После Никандрыча перегаром несло еще сутки, да и вообще воняло у писателей-краеведов будьте нате всем по чуть-чуть, особенно куревом, даже мои кости пропахли дымом, я после этой вписки забросил все сигареты на год или чуть меньше, но потом как-то опять втянулся… В целом, обстановка у парней была аскетичной: шкафы, набитые рукописями и книгами; стопки одной и той же газеты, которую они обреченно выпускали в мире цифровых технологий; «разбросанные в пыли» по кабинетам портреты крупных местных писателей, которых я, как пики с винями, вечно путал, коробки из-под пиццы, пустые бутылки, фантики от конфет, хвосты сухой рыбы и иже с ними. Полы там никто не мыл, грязные разводы неловких мужских попыток сделать это, более походили на «более никогда», так что сесть на диван или к столу, заваленному кусками сахара и хлебными корками, было тупо страшно. Естественно, я заболел в их нечистом союзе быстро и жутко, как в староанглийском пансионате: температура за сорок и дикая рвота. Никто не знал, что со мной, даже участковый врач, лечивший меня от гриппа, в то время, когда у меня даже насморка не было. Спасибо Нине Иванне, знакомой знакомых знахарке, практикующей исключительно заговоры: после ее будничного — без бубнов, костей и кровавых бань — осмотра нашего временного пристанища, кишащего как минимум одной крысой, и моих красных глаз, она пришла к неочевидному выводу: «Срочно в инфекционку». К чести Нины Иванны, в инфекционке подтвердили диагноз, так что я оказался в раю густых тополей и регулярных обедов, размечтавшись остаться там чуть не на веки вечные, и всерьез раздумывал, что бы мне полизать такое, чтобы продлить блаженство. Мать приходила каждый вечер, когда у нее не было спектаклей, под окна моей Пармской обители. Я высовывался в форточку, изогнувшись на подоконнике как знак вопроса. Она была очень маленькая там, внизу, когда показывала свое «новое» платье или мою «новую» олимпийку, советовала мыть руки и не дышать в присутствии других пациентов, читала наизусть монолог-другой, спрашивала совета по части лучшего жеста для той или иной сцены, и сдала в приемную пакет с «Волшебной горой» и морковным соком, который прокис у меня на подоконнике.

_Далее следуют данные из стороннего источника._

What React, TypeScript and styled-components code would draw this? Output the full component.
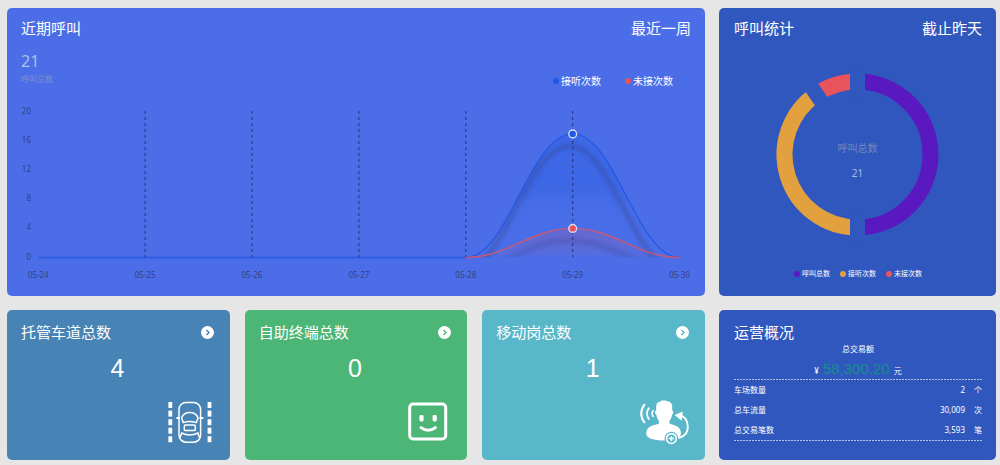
import React from "react";
import styled, { createGlobalStyle } from "styled-components";

const FONT = '"Noto Sans", "Noto Sans CJK SC", sans-serif';
const NUMBER_FONT = '"Liberation Sans", "Noto Sans CJK SC", sans-serif';

const colors = {
  chart: "#4b6ee8",
  panel: "#3057be",
  lanes: "#4783b4",
  kiosk: "#4cb676",
  mobile: "#59b7ca",
  answered: "#1f57e2",
  missed: "#e8535c",
  total: "#5a18c0",
  amber: "#e2a03f",
};

const GlobalStyle = createGlobalStyle`
  * { box-sizing: border-box; }
  body {
    margin: 0;
    background: #e6e6e6;
    color: #fff;
    font-family: ${FONT};
  }
`;

const Dashboard = styled.main`
  display: grid;
  grid-template-columns: 698fr 277fr;
  gap: 14px;
  padding: 8px 4px 5px 7px;
`;

const Card = styled.section<{ $color: string }>`
  display: flex;
  flex-direction: column;
  min-width: 0;
  padding: 10px 14px 0;
  border-radius: 5px;
  background: ${(p) => p.$color};
`;

const SideCard = styled(Card)`
  padding-left: 15px;
`;

const CardHead = styled.header`
  display: flex;
  justify-content: space-between;
  align-items: center;
  line-height: 20px;
  font-size: 15px;
`;

const Title = styled.h2`
  margin: 0;
  font-size: 15px;
  font-weight: 400;
`;

const Summary = styled.div`
  display: flex;
  justify-content: space-between;
  align-items: flex-start;
  padding: 13px 18px 0 0;
`;

const SummaryValue = styled.div`
  font-size: 16px;
  line-height: 20px;
  color: #aebfe2;
`;

const SummaryLabel = styled.div`
  font-size: 8px;
  line-height: 16px;
  padding-bottom: 1px;
  color: #7c8fc9;
`;

const Legend = styled.ul<{ $small?: boolean }>`
  display: flex;
  justify-content: center;
  gap: ${(p) => (p.$small ? 10 : 24)}px;
  margin: ${(p) => (p.$small ? 0 : "23px 0 0")};
  padding: 0;
  list-style: none;
  font-size: ${(p) => (p.$small ? 7 : 10)}px;
  line-height: 14px;
`;

const LegendItem = styled.li<{ $color: string }>`
  display: flex;
  align-items: center;
  gap: 2px;

  &::before {
    content: "";
    width: 6px;
    height: 6px;
    border-radius: 50%;
    background: ${(p) => p.$color};
  }
`;

const Drawing = styled.svg`
  display: block;
  width: 100%;
  height: auto;
  overflow: visible;
  font-family: ${FONT};
`;

const StatRow = styled.div`
  display: grid;
  grid-template-columns: repeat(3, 1fr);
  gap: 15px;
`;

const StatCard = styled(Card)`
  min-height: 150px;
  padding-top: 12px;
  padding-bottom: 15px;
`;

const OverviewCard = styled(SideCard)`
  padding-top: 12px;
`;

const ArrowButton = styled.button<{ $color: string }>`
  display: flex;
  align-items: center;
  justify-content: center;
  width: 13px;
  height: 13px;
  margin-right: 2px;
  padding: 0;
  border: 0;
  border-radius: 50%;
  background: #fff;
  color: ${(p) => p.$color};
  cursor: pointer;
`;

const StatValue = styled.div`
  margin-top: 11px;
  padding-right: 2px;
  font-family: ${NUMBER_FONT};
  font-size: 25px;
  line-height: 30px;
  text-align: center;
`;

const IconSlot = styled.div`
  display: flex;
  flex: 1;
  justify-content: flex-end;
  align-items: flex-end;
`;

const Overview = styled.div`
  text-align: center;
  font-size: 8px;
  line-height: 14px;
`;

const Amount = styled.div`
  display: flex;
  justify-content: center;
  align-items: baseline;
  gap: 4px;
  margin-top: 5px;
  line-height: 16px;
`;

const AmountValue = styled.strong`
  color: #14908c;
  font-family: ${NUMBER_FONT};
  font-size: 15px;
  font-weight: 400;
`;

const DASHES = "repeating-linear-gradient(90deg, #b4c3ea 0 2px, transparent 2px 3px)";

const Figures = styled.table`
  width: 100%;
  border-spacing: 0;
  padding: 1px 0;
  background: ${DASHES} top / 100% 1px no-repeat, ${DASHES} bottom / 100% 1px no-repeat;
  font-size: 8px;
  line-height: 20px;

  th,
  td {
    padding: 0;
    font-weight: 400;
    text-align: right;
  }
  th {
    text-align: left;
  }
  td:last-child {
    width: 17px;
  }
`;

const days = ["05-24", "05-25", "05-26", "05-27", "05-28", "05-29", "05-30"];
const answered = [0, 0, 0, 0, 0, 17, 0];
const missed = [0, 0, 0, 0, 0, 4, 0];

const BASE = 169.5;
const dayX = (i: number) => 17.2 + i * 106.9;
const valueY = (v: number) => BASE - v * 7.27;

const smooth = (values: number[], start = 0) =>
  values
    .slice(start)
    .map((v, n) => {
      const i = n + start;
      const x = dayX(i);
      const y = valueY(v);
      if (n === 0) return `M${x} ${y}`;
      return `C${dayX(i - 1) + 43} ${valueY(values[i - 1])} ${x - 43} ${y} ${x} ${y}`;
    })
    .join(" ");

const series = [
  { id: "answered", values: answered, color: colors.answered, strength: 0.3, hold: 0.42, fade: 0.62, shadow: 0.42 },
  { id: "missed", values: missed, color: colors.missed, strength: 0.16, hold: 0.3, fade: 0.9, shadow: 0.3 },
];

function CallChart() {
  return (
    <Drawing viewBox="0 0 670 208" role="img" aria-label="近期呼叫">
      <defs>
        <filter id="soft" x="-10%" y="-30%" width="120%" height="160%">
          <feGaussianBlur stdDeviation="2" />
        </filter>
        <clipPath id="plot">
          <rect x="0" y="0" width="670" height={BASE} />
        </clipPath>
        {series.map((s) => (
          <linearGradient key={s.id} id={`${s.id}-area`} x1="0" y1="0" x2="0" y2="1">
            <stop offset="0" stopColor={s.color} stopOpacity={s.strength} />
            <stop offset={s.hold} stopColor={s.color} stopOpacity={s.strength} />
            <stop offset={s.fade} stopColor={s.color} stopOpacity="0.06" />
            <stop offset="1" stopColor={s.color} stopOpacity="0" />
          </linearGradient>
        ))}
      </defs>

      <g fontSize="8" fill="#35417c">
        {[0, 4, 8, 12, 16, 20].map((v) => (
          <text key={v} x="10" y={171.5 - v * 7.3} textAnchor="end">
            {v}
          </text>
        ))}
        {days.map((d, i) => (
          <text key={d} x={dayX(i)} y="190" textAnchor="middle">
            {d}
          </text>
        ))}
      </g>

      {series.map((s) => (
        <g key={s.id}>
          <path d={`${smooth(s.values)} Z`} fill={`url(#${s.id}-area)`} />
          <g clipPath="url(#plot)">
            <path
              d={smooth(s.values, 4)}
              transform="translate(-3 12)"
              fill="none"
              stroke="#2c3c7c"
              strokeOpacity={s.shadow}
              strokeWidth="4"
              filter="url(#soft)"
            />
          </g>
        </g>
      ))}

      <g stroke="#2e3c8c" strokeWidth="1.2" strokeDasharray="3 3">
        {[1, 2, 3, 4, 5].map((i) => (
          <line key={i} x1={dayX(i)} x2={dayX(i)} y1="23" y2={BASE} />
        ))}
      </g>

      <path d={smooth(answered)} fill="none" stroke={colors.answered} strokeOpacity="0.85" strokeWidth="1.4" />
      <path d={smooth(missed, 4)} fill="none" stroke={colors.missed} strokeOpacity="0.8" strokeWidth="1.4" />
      {series.map((s) => (
        <circle
          key={s.id}
          cx={dayX(5)}
          cy={valueY(s.values[5])}
          r="3.9"
          fill={s.color}
          stroke="#d3dcfa"
          strokeWidth="1.4"
        />
      ))}
    </Drawing>
  );
}

const CX = 123.5;
const CY = 116.5;
const polar = (deg: number, r: number) => {
  const a = (deg * Math.PI) / 180;
  return `${CX + r * Math.sin(a)} ${CY - r * Math.cos(a)}`;
};

const slices = [
  { from: 0, to: 180, color: colors.total },
  { from: 180, to: 325.7, color: colors.amber },
  { from: 325.7, to: 360, color: colors.missed },
];

function CallDonut() {
  return (
    <Drawing viewBox="0 0 248 229" role="img" aria-label="呼叫统计">
      {slices.map((s) => (
        <path
          key={s.from}
          d={`M${polar(s.from, 73)} A73 73 0 0 1 ${polar(s.to, 73)}`}
          fill="none"
          stroke={s.color}
          strokeWidth="16"
        />
      ))}
      {slices.map((s) => (
        <path
          key={s.from}
          d={`M${polar(s.from, 55)} L${polar(s.from, 90)}`}
          stroke={colors.panel}
          strokeWidth="15"
        />
      ))}
      <g fontSize="10" textAnchor="middle">
        <text x={CX} y="114" fill="#7488b9">
          呼叫总数
        </text>
        <text x={CX} y="139" fill="#aebcdf">
          21
        </text>
      </g>
    </Drawing>
  );
}

function LaneIcon() {
  return (
    <svg width="48" height="44" viewBox="0 0 48 44" fill="none" stroke="#fff" strokeWidth="1.5">
      {[1, 9.6, 18.2, 26.7, 35.2].map((y) => (
        <g key={y} fill="#fff" stroke="none">
          <rect x="0.4" y={y} width="3.8" height="6" />
          <rect x="39.6" y={y} width="3.8" height="6" />
        </g>
      ))}
      <rect x="11" y="1.4" width="21.6" height="39.8" rx="7" />
      <path d="M8.4 17H12M31.6 17H35.4" strokeWidth="2" />
      <path d="M13.6 16.8C16.2 9.8 27.4 9.8 30 16.8L28.4 21.6Q21.8 19.6 15.2 21.6Z" />
      <rect x="16.3" y="24" width="11" height="5.6" rx="1.2" />
      <path d="M12 37L13.7 32Q21.8 36 29.9 32L31.6 37" />
    </svg>
  );
}

function KioskIcon() {
  return (
    <svg width="46" height="44" viewBox="0 0 46 44" fill="none" stroke="#fff" strokeWidth="3">
      <rect x="2.7" y="3" width="36" height="35" rx="3.5" />
      <g fill="#fff" stroke="none">
        <rect x="12.4" y="14" width="4.2" height="6.4" rx="1.4" />
        <rect x="25.6" y="14" width="4.2" height="6.4" rx="1.4" />
      </g>
      <path d="M14 26.6Q21.2 32 28.4 26.6" strokeLinecap="round" />
    </svg>
  );
}

function OperatorIcon() {
  return (
    <svg width="52" height="46" viewBox="0 0 52 46" fill="none" stroke="#fff">
      <path
        d="M17.2 7.5C17.2 4.2 18.8 2.8 21.5 2.4L23.5 1L24.8 1.8L26.8 1.2L27.4 2.3C31.2 2.3 33.2 4.3 33.2 7.5V11.5C34.8 11.8 34.6 14.6 33 15.8C32.6 18.4 31.8 20.4 30.4 22V24.6C35 26.6 42 26.8 42 34.6C42 39.6 34 41.6 25 41.6C15.5 41.6 7.2 39.6 7.2 34.6C7.2 26.8 15 26.6 20 24.6V22C18.6 20.4 17.8 18.4 17.4 15.8C15.6 14.6 15.4 11.8 17.2 11.5Z"
        fill="#fff"
        stroke="none"
      />
      <path d="M5.8 5.2Q-1.4 14.4 5.8 24" strokeWidth="2" />
      <path d="M10.2 8.6Q5.6 14.4 10.2 20.8" strokeWidth="1.8" />
      <path d="M14.4 11Q11.8 14.4 14.4 18" strokeWidth="1.6" />
      <path d="M37.5 39.3C46 38 49 33 48.8 27.5C48.6 21 45.5 17.5 41 15.8" strokeWidth="1.8" />
      <path d="M35.6 16L43.8 12.6L42.6 21.8Z" fill="#fff" stroke="none" />
      <circle cx="32.4" cy="39.6" r="6.2" stroke={colors.mobile} strokeWidth="1.4" />
      <circle cx="32.4" cy="39.6" r="4.9" fill={colors.mobile} strokeWidth="1.5" />
      <path d="M29.8 39.6H35M32.4 37V42.2" strokeWidth="1.5" />
    </svg>
  );
}

function Stat(props: { title: string; value: number; color: string; children: React.ReactNode }) {
  return (
    <StatCard $color={props.color}>
      <CardHead>
        <Title>{props.title}</Title>
        <ArrowButton type="button" $color={props.color} aria-label={props.title}>
          <svg width="7" height="7" viewBox="0 0 7 7" fill="none" stroke="currentColor" strokeWidth="1.4">
            <path d="M2.4 1L5 3.5L2.4 6" />
          </svg>
        </ArrowButton>
      </CardHead>
      <StatValue>{props.value}</StatValue>
      <IconSlot>{props.children}</IconSlot>
    </StatCard>
  );
}

const figures = [
  { label: "车场数量", value: "2", unit: "个" },
  { label: "总车流量", value: "30,009", unit: "次" },
  { label: "总交易笔数", value: "3,593", unit: "笔" },
];

export default function App() {
  return (
    <>
      <GlobalStyle />
      <Dashboard>
        <Card $color={colors.chart}>
          <CardHead>
            <Title>近期呼叫</Title>
            <span>最近一周</span>
          </CardHead>
          <Summary>
            <div>
              <SummaryValue>21</SummaryValue>
              <SummaryLabel>呼叫总数</SummaryLabel>
            </div>
            <Legend>
              <LegendItem $color={colors.answered}>接听次数</LegendItem>
              <LegendItem $color={colors.missed}>未接次数</LegendItem>
            </Legend>
          </Summary>
          <CallChart />
        </Card>

        <SideCard $color={colors.panel}>
          <CardHead>
            <Title>呼叫统计</Title>
            <span>截止昨天</span>
          </CardHead>
          <CallDonut />
          <Legend $small>
            <LegendItem $color={colors.total}>呼叫总数</LegendItem>
            <LegendItem $color={colors.amber}>接听次数</LegendItem>
            <LegendItem $color={colors.missed}>未接次数</LegendItem>
          </Legend>
        </SideCard>

        <StatRow>
          <Stat title="托管车道总数" value={4} color={colors.lanes}>
            <LaneIcon />
          </Stat>
          <Stat title="自助终端总数" value={0} color={colors.kiosk}>
            <KioskIcon />
          </Stat>
          <Stat title="移动岗总数" value={1} color={colors.mobile}>
            <OperatorIcon />
          </Stat>
        </StatRow>

        <OverviewCard $color={colors.panel}>
          <CardHead>
            <Title>运营概况</Title>
          </CardHead>
          <Overview>
            总交易额
            <Amount>
              <span>¥</span>
              <AmountValue>58,300.20</AmountValue>
              <span>元</span>
            </Amount>
          </Overview>
          <Figures>
            <tbody>
              {figures.map((f) => (
                <tr key={f.label}>
                  <th scope="row">{f.label}</th>
                  <td>{f.value}</td>
                  <td>{f.unit}</td>
                </tr>
              ))}
            </tbody>
          </Figures>
        </OverviewCard>
      </Dashboard>
    </>
  );
}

Я никогда в жизни ни до, ни после не чувствовал себя спокойнее: удаленность частного безумия моей матери, ее странно нормальные визиты, исполненные нашей общей одинокости и ее грустной маленькости, близость медперсонала, куриное суфле, белый хлеб со сливочным маслом и чувство тотальной безопасности вызрели в моей памяти как жемчужины на морском дне.

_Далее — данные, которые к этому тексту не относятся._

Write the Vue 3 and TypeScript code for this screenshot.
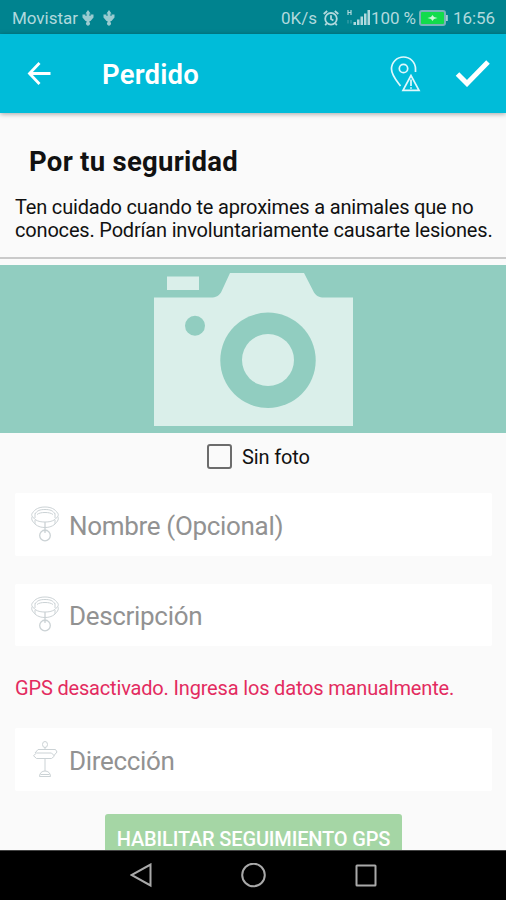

Через три недели меня выписали из рая, вручив бумажку с особой диетой, которую мать тут же выбросила. Она нашла ухажера, и мы переехали в пятикомнатную квартиру с двумя балконами. Но удвоенное квартирное счастье длилось недолго — ухажер извел мать ревностью, а меня занудством и требованием мыть батареи. Я же отродясь не слышал, чтоб кто-нибудь мыл батареи, и счел двубалконного пятикомнатника тираном и извращенцем. Мы сбежали от него, как французы от москвичей, суровой зимой в минус тридцать на такси, стоившем нам недели ужинов, в крошечную квартирку на девятом этаже и жили там целый год в светлейшем монашеском послушании, пока Крокодил Гена не разохотился, и мы не оказались здесь: #чертзнаетгде: #нарозеозеветрoff: #вжопемира.